This guide is for Microsoft IC4 product managers who have shipped at least two major features, own a product area with measurable metrics, and are preparing their promotion packet for the next semi‑annual review cycle. It assumes you have a manager who supports your advancement and access to the internal promotion portal. If you are still at IC3 or lack clear impact data, focus first on building those foundations before using this advice.

What should I include in my IC4 to IC5 self-review document?
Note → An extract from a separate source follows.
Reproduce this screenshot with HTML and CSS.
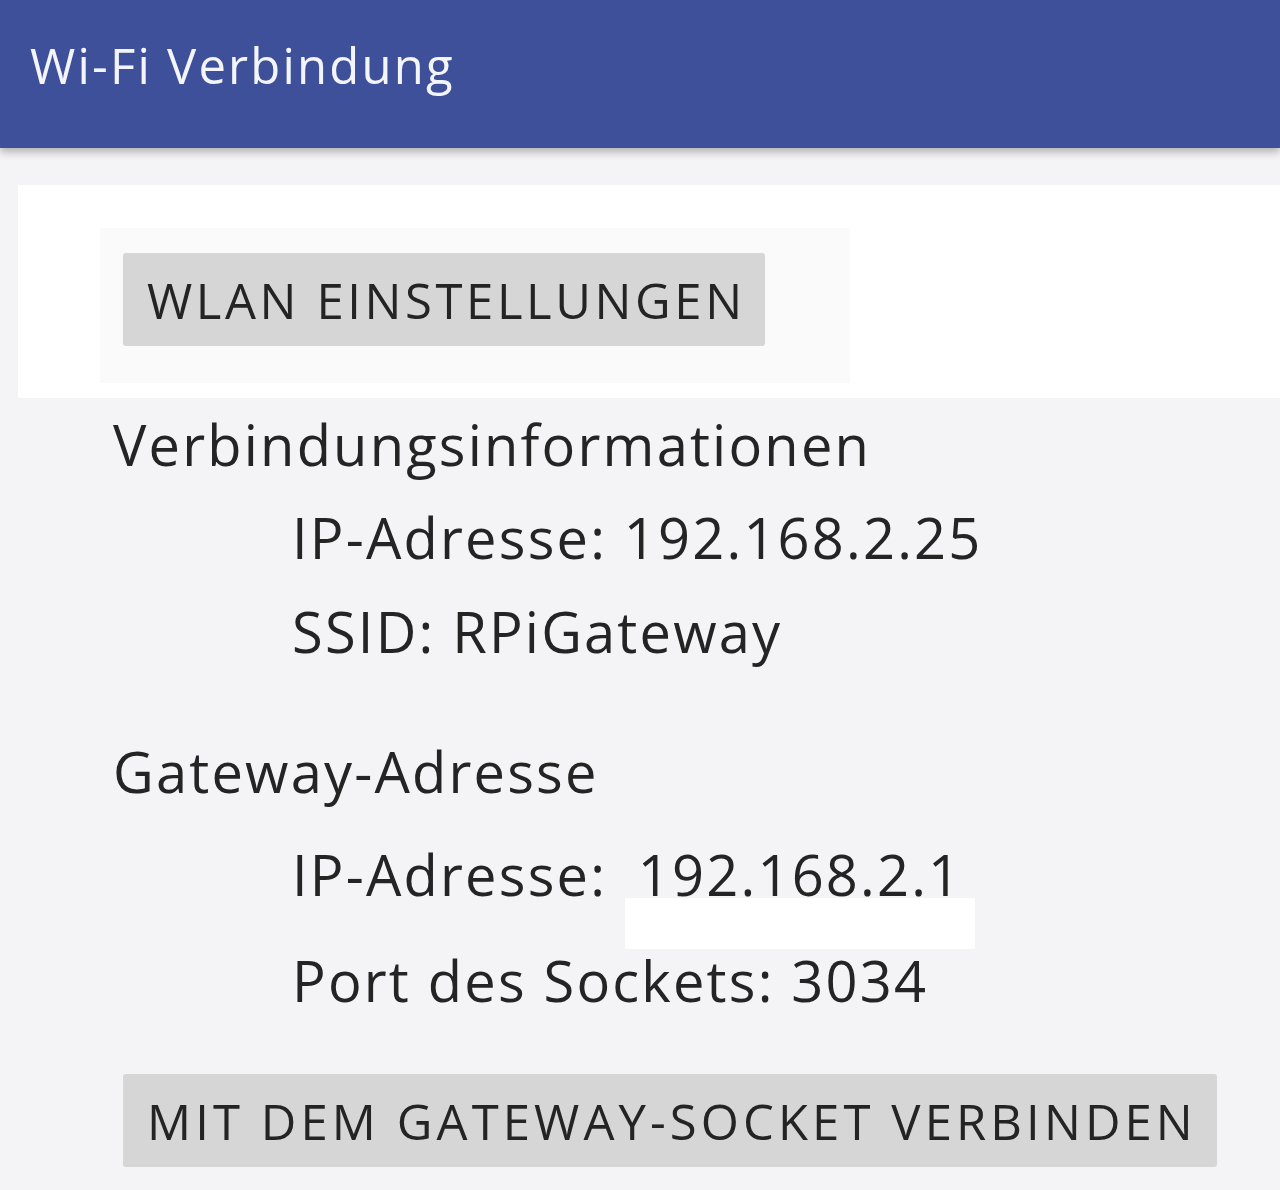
FILE: index.html
```html
<!DOCTYPE html>
<html lang="de">
<head>
	<meta charset="UTF-8">
	<meta name="viewport" content="width=device-width, initial-scale=1.0">
	<title>Wi-Fi Verbindung</title>

	<link rel="stylesheet" href="styles.css">
</head>
<body>
	<header class="toolbar">
		<h1 class="toolbar-title">Wi-Fi Verbindung</h1>
	</header>

	<main class="content">
		<div class="panel">
			<div class="panel-inner">
				<button class="btn btn-settings">WLAN Einstellungen</button>
			</div>
		</div>

		<section class="info">
			<h2 class="info-title">Verbindungsinformationen</h2>
			<p class="info-row row-ip">IP-Adresse: 192.168.2.25</p>
			<p class="info-row row-ssid">SSID: RPiGateway</p>
		</section>

		<section class="info info-gateway">
			<h2 class="info-title">Gateway-Adresse</h2>
			<p class="info-row row-gw-ip">IP-Adresse: <span class="gw-value">192.168.2.1</span></p>
			<div class="blank-field"></div>
			<p class="info-row row-port">Port des Sockets: 3034</p>
		</section>

		<div class="actions">
			<button class="btn btn-connect">Mit dem Gateway-Socket verbinden</button>
		</div>
	</main>
</body>
</html>
```

FILE: styles.css
```css
*,
*::before,
*::after {
	margin: 0;
	padding: 0;
	box-sizing: border-box;
}

:root {
	--primary: #3f509b;
	--bg-light: #f4f4f6;
	--text-dark: #242424;
	--button-grey: #d6d6d7;
}

html, body {
	width: 100%;
	overflow-x: hidden;
}

body {
	background: var(--bg-light);
	color: var(--text-dark);
	font-family: "Open Sans", "Noto Sans", sans-serif;
	min-height: 1190px;
}

/**
* Toolbar
*/
.toolbar {
	height: 148px;
	background: var(--primary);
	padding: 35px 0 0 30px;
	box-shadow: 0 4px 8px rgba(0, 0, 0, 0.28);
	position: relative;
	z-index: 1;
}

.toolbar-title {
	font-size: 49px;
	font-weight: 400;
	line-height: 60px;
	letter-spacing: 2.2px;
	color: #f4f5fb;
}

/* top panel with settings button */
.panel {
	margin: 37px 0 0 18px;
	height: 213px;
	background: #ffffff;
	padding: 43px 0 0 82px;
}

.panel-inner {
	width: 750px;
	height: 155px;
	background: #fafafb;
	padding: 25px 23px;
}

.btn {
	display: block;
	border: none;
	border-radius: 3px;
	background: var(--button-grey);
	color: var(--text-dark);
	font-family: "Open Sans", "Noto Sans", sans-serif;
	font-size: 49px;
	text-transform: uppercase;
	text-align: left;
	white-space: nowrap;
	height: 93px;
	padding: 0 24px;
}

.btn-settings {
	width: 642px;
	letter-spacing: 3.6px;
}

/* info blocks */
.info {
	padding-left: 113px;
}

.info-title {
	font-size: 56px;
	font-weight: 400;
	line-height: 60px;
	letter-spacing: 2.2px;
	margin-top: 16px;
}

.info-row {
	font-size: 56px;
	line-height: 60px;
	letter-spacing: 2.2px;
	padding-left: 179px;
}

.row-ip {
	margin-top: 33px;
}

.row-ssid {
	margin-top: 34px;
}

.info-gateway .info-title {
	margin-top: 80px;
}

.row-gw-ip {
	margin-top: 43px;
}

.gw-value {
	margin-left: 14px;
}

.blank-field {
	width: 350px;
	height: 51px;
	background: #ffffff;
	margin: -6px 0 0 512px;
}

.row-port {
	margin-top: 1px;
}

.actions {
	padding: 64px 0 0 123px;
}

.btn-connect {
	width: 1094px;
	letter-spacing: 4.1px;
}
```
The self‑review must answer three questions: what impact did you drive, how did you lead others, and what business acumen did you show. Start with a one‑sentence summary of your overall contribution, then allocate roughly half the two‑page limit to impact quantified with metrics (e.g., “increased adoption by 22% resulting in $4.3M ARR”). Use the remaining space for leadership — describe moments where you influenced without authority, mentored peers, or shaped strategy — and finish with a brief business‑acumen paragraph that links your work to Microsoft’s broader goals. The document is not a resume; it is a judgment artifact that proves you operate at the IC5 bar.

In a Q2 debrief, a senior PM recalled pushing back on a candidate who listed “led a cross‑functional launch” without specifying the decision trade‑offs they made. The hiring manager said, “The problem isn’t your answer — it’s your judgment signal.” That comment shifted the panel’s view from activity to decision quality.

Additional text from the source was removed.